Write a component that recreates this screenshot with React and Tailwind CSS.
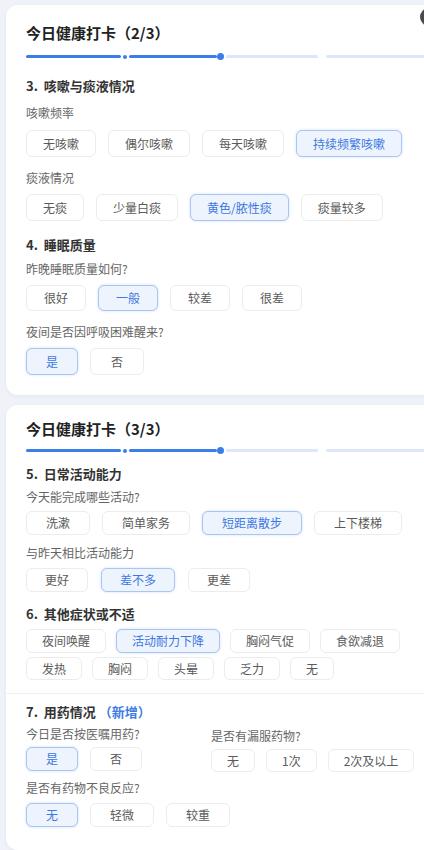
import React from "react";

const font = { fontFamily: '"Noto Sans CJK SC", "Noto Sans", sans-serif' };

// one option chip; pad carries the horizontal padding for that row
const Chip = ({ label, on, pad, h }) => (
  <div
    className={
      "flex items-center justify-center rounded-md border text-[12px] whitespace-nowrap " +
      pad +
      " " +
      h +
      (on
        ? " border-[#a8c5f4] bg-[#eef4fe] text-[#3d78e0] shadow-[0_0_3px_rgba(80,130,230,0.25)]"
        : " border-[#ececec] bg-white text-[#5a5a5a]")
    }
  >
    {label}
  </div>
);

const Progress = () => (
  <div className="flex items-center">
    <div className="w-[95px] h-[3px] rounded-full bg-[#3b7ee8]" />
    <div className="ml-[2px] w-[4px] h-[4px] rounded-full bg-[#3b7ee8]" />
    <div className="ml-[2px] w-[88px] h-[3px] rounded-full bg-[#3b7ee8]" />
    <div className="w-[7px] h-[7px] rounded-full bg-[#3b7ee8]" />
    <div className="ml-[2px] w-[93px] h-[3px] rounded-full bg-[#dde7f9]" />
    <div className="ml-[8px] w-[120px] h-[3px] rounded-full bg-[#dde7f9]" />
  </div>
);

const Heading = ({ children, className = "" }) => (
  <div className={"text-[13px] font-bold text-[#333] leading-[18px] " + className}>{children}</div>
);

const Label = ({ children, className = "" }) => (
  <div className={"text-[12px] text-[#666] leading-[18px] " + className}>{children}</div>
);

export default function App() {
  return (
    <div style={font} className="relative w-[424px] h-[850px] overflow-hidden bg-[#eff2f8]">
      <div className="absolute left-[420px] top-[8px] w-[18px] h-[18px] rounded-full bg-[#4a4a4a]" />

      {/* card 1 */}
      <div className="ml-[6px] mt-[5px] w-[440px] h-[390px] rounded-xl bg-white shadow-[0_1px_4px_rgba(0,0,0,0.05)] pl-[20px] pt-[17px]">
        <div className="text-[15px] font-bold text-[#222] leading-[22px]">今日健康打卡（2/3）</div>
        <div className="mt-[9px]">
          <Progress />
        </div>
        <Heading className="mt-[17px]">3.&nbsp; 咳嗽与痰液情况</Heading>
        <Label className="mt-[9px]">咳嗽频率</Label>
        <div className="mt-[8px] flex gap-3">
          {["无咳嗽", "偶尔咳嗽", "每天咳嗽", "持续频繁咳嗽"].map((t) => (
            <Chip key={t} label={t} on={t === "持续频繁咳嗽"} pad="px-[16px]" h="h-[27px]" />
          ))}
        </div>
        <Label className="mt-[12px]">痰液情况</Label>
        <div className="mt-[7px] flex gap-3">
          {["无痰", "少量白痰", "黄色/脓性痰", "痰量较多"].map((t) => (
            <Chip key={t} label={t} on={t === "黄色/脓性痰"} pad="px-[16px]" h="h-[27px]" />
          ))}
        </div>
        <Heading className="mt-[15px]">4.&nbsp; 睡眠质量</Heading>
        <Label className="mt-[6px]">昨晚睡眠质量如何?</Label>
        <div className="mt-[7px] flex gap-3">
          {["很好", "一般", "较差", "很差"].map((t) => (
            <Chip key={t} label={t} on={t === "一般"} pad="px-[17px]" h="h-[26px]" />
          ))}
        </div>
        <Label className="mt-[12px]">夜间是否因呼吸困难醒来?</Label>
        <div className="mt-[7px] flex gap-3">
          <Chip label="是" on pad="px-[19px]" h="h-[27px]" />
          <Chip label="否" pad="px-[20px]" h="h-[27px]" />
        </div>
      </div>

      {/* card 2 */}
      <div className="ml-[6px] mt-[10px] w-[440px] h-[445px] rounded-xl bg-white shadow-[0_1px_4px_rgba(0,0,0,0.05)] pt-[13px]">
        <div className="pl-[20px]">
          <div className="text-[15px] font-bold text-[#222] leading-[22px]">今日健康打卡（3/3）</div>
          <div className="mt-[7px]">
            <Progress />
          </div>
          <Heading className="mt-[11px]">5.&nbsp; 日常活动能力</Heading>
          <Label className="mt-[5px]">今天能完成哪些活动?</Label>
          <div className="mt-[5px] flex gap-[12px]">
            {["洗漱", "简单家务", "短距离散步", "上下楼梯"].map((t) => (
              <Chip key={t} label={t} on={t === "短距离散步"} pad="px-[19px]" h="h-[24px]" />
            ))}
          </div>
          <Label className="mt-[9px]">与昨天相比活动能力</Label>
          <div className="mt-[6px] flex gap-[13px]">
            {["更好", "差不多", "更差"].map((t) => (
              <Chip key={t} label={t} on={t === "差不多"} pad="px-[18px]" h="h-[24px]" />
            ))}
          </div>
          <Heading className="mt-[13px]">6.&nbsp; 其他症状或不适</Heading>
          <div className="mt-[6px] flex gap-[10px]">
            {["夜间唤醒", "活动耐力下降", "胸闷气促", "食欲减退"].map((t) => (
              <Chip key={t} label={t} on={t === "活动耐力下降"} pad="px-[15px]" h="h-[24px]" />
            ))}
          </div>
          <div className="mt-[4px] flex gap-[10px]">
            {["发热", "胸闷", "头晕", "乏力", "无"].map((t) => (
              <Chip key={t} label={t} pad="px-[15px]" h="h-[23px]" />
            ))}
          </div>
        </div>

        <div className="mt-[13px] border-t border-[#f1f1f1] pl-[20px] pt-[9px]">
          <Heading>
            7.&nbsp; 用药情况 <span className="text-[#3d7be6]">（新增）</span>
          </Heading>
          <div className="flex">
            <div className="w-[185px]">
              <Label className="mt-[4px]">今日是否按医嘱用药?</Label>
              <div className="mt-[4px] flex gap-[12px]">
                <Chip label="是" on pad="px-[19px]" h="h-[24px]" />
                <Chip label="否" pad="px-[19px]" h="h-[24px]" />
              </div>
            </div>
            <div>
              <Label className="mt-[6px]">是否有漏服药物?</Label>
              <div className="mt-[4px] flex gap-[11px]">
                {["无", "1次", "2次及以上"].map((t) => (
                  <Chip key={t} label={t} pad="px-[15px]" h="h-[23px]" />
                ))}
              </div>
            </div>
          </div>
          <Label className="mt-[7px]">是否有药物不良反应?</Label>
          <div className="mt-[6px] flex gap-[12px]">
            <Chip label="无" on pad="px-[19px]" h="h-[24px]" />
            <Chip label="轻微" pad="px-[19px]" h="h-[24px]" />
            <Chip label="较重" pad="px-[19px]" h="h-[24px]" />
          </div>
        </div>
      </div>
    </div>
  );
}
----
*Given problem*
Repeat the data exactly, dropping every picture it holds.

*Written answer*
Write a component that recreates this screenshot with React and Tailwind CSS.
import React from "react";

const font = { fontFamily: '"Noto Sans CJK SC", "Noto Sans", sans-serif' };

// one option chip; pad carries the horizontal padding for that row
const Chip = ({ label, on, pad, h }) => (
  <div
    className={
      "flex items-center justify-center rounded-md border text-[12px] whitespace-nowrap " +
      pad +
      " " +
      h +
      (on
        ? " border-[#a8c5f4] bg-[#eef4fe] text-[#3d78e0] shadow-[0_0_3px_rgba(80,130,230,0.25)]"
        : " border-[#ececec] bg-white text-[#5a5a5a]")
    }
  >
    {label}
  </div>
);

const Progress = () => (
  <div className="flex items-center">
    <div className="w-[95px] h-[3px] rounded-full bg-[#3b7ee8]" />
    <div className="ml-[2px] w-[4px] h-[4px] rounded-full bg-[#3b7ee8]" />
    <div className="ml-[2px] w-[88px] h-[3px] rounded-full bg-[#3b7ee8]" />
    <div className="w-[7px] h-[7px] rounded-full bg-[#3b7ee8]" />
    <div className="ml-[2px] w-[93px] h-[3px] rounded-full bg-[#dde7f9]" />
    <div className="ml-[8px] w-[120px] h-[3px] rounded-full bg-[#dde7f9]" />
  </div>
);

const Heading = ({ children, className = "" }) => (
  <div className={"text-[13px] font-bold text-[#333] leading-[18px] " + className}>{children}</div>
);

const Label = ({ children, className = "" }) => (
  <div className={"text-[12px] text-[#666] leading-[18px] " + className}>{children}</div>
);

export default function App() {
  return (
    <div style={font} className="relative w-[424px] h-[850px] overflow-hidden bg-[#eff2f8]">
      <div className="absolute left-[420px] top-[8px] w-[18px] h-[18px] rounded-full bg-[#4a4a4a]" />

      {/* card 1 */}
      <div className="ml-[6px] mt-[5px] w-[440px] h-[390px] rounded-xl bg-white shadow-[0_1px_4px_rgba(0,0,0,0.05)] pl-[20px] pt-[17px]">
        <div className="text-[15px] font-bold text-[#222] leading-[22px]">今日健康打卡（2/3）</div>
        <div className="mt-[9px]">
          <Progress />
        </div>
        <Heading className="mt-[17px]">3.&nbsp; 咳嗽与痰液情况</Heading>
        <Label className="mt-[9px]">咳嗽频率</Label>
        <div className="mt-[8px] flex gap-3">
          {["无咳嗽", "偶尔咳嗽", "每天咳嗽", "持续频繁咳嗽"].map((t) => (
            <Chip key={t} label={t} on={t === "持续频繁咳嗽"} pad="px-[16px]" h="h-[27px]" />
          ))}
        </div>
        <Label className="mt-[12px]">痰液情况</Label>
        <div className="mt-[7px] flex gap-3">
          {["无痰", "少量白痰", "黄色/脓性痰", "痰量较多"].map((t) => (
            <Chip key={t} label={t} on={t === "黄色/脓性痰"} pad="px-[16px]" h="h-[27px]" />
          ))}
        </div>
        <Heading className="mt-[15px]">4.&nbsp; 睡眠质量</Heading>
        <Label className="mt-[6px]">昨晚睡眠质量如何?</Label>
        <div className="mt-[7px] flex gap-3">
          {["很好", "一般", "较差", "很差"].map((t) => (
            <Chip key={t} label={t} on={t === "一般"} pad="px-[17px]" h="h-[26px]" />
          ))}
        </div>
        <Label className="mt-[12px]">夜间是否因呼吸困难醒来?</Label>
        <div className="mt-[7px] flex gap-3">
          <Chip label="是" on pad="px-[19px]" h="h-[27px]" />
          <Chip label="否" pad="px-[20px]" h="h-[27px]" />
        </div>
      </div>

      {/* card 2 */}
      <div className="ml-[6px] mt-[10px] w-[440px] h-[445px] rounded-xl bg-white shadow-[0_1px_4px_rgba(0,0,0,0.05)] pt-[13px]">
        <div className="pl-[20px]">
          <div className="text-[15px] font-bold text-[#222] leading-[22px]">今日健康打卡（3/3）</div>
          <div className="mt-[7px]">
            <Progress />
          </div>
          <Heading className="mt-[11px]">5.&nbsp; 日常活动能力</Heading>
          <Label className="mt-[5px]">今天能完成哪些活动?</Label>
          <div className="mt-[5px] flex gap-[12px]">
            {["洗漱", "简单家务", "短距离散步", "上下楼梯"].map((t) => (
              <Chip key={t} label={t} on={t === "短距离散步"} pad="px-[19px]" h="h-[24px]" />
            ))}
          </div>
          <Label className="mt-[9px]">与昨天相比活动能力</Label>
          <div className="mt-[6px] flex gap-[13px]">
            {["更好", "差不多", "更差"].map((t) => (
              <Chip key={t} label={t} on={t === "差不多"} pad="px-[18px]" h="h-[24px]" />
            ))}
          </div>
          <Heading className="mt-[13px]">6.&nbsp; 其他症状或不适</Heading>
          <div className="mt-[6px] flex gap-[10px]">
            {["夜间唤醒", "活动耐力下降", "胸闷气促", "食欲减退"].map((t) => (
              <Chip key={t} label={t} on={t === "活动耐力下降"} pad="px-[15px]" h="h-[24px]" />
            ))}
          </div>
          <div className="mt-[4px] flex gap-[10px]">
            {["发热", "胸闷", "头晕", "乏力", "无"].map((t) => (
              <Chip key={t} label={t} pad="px-[15px]" h="h-[23px]" />
            ))}
          </div>
        </div>

        <div className="mt-[13px] border-t border-[#f1f1f1] pl-[20px] pt-[9px]">
          <Heading>
            7.&nbsp; 用药情况 <span className="text-[#3d7be6]">（新增）</span>
          </Heading>
          <div className="flex">
            <div className="w-[185px]">
              <Label className="mt-[4px]">今日是否按医嘱用药?</Label>
              <div className="mt-[4px] flex gap-[12px]">
                <Chip label="是" on pad="px-[19px]" h="h-[24px]" />
                <Chip label="否" pad="px-[19px]" h="h-[24px]" />
              </div>
            </div>
            <div>
              <Label className="mt-[6px]">是否有漏服药物?</Label>
              <div className="mt-[4px] flex gap-[11px]">
                {["无", "1次", "2次及以上"].map((t) => (
                  <Chip key={t} label={t} pad="px-[15px]" h="h-[23px]" />
                ))}
              </div>
            </div>
          </div>
          <Label className="mt-[7px]">是否有药物不良反应?</Label>
          <div className="mt-[6px] flex gap-[12px]">
            <Chip label="无" on pad="px-[19px]" h="h-[24px]" />
            <Chip label="轻微" pad="px-[19px]" h="h-[24px]" />
            <Chip label="较重" pad="px-[19px]" h="h-[24px]" />
          </div>
        </div>
      </div>
    </div>
  );
}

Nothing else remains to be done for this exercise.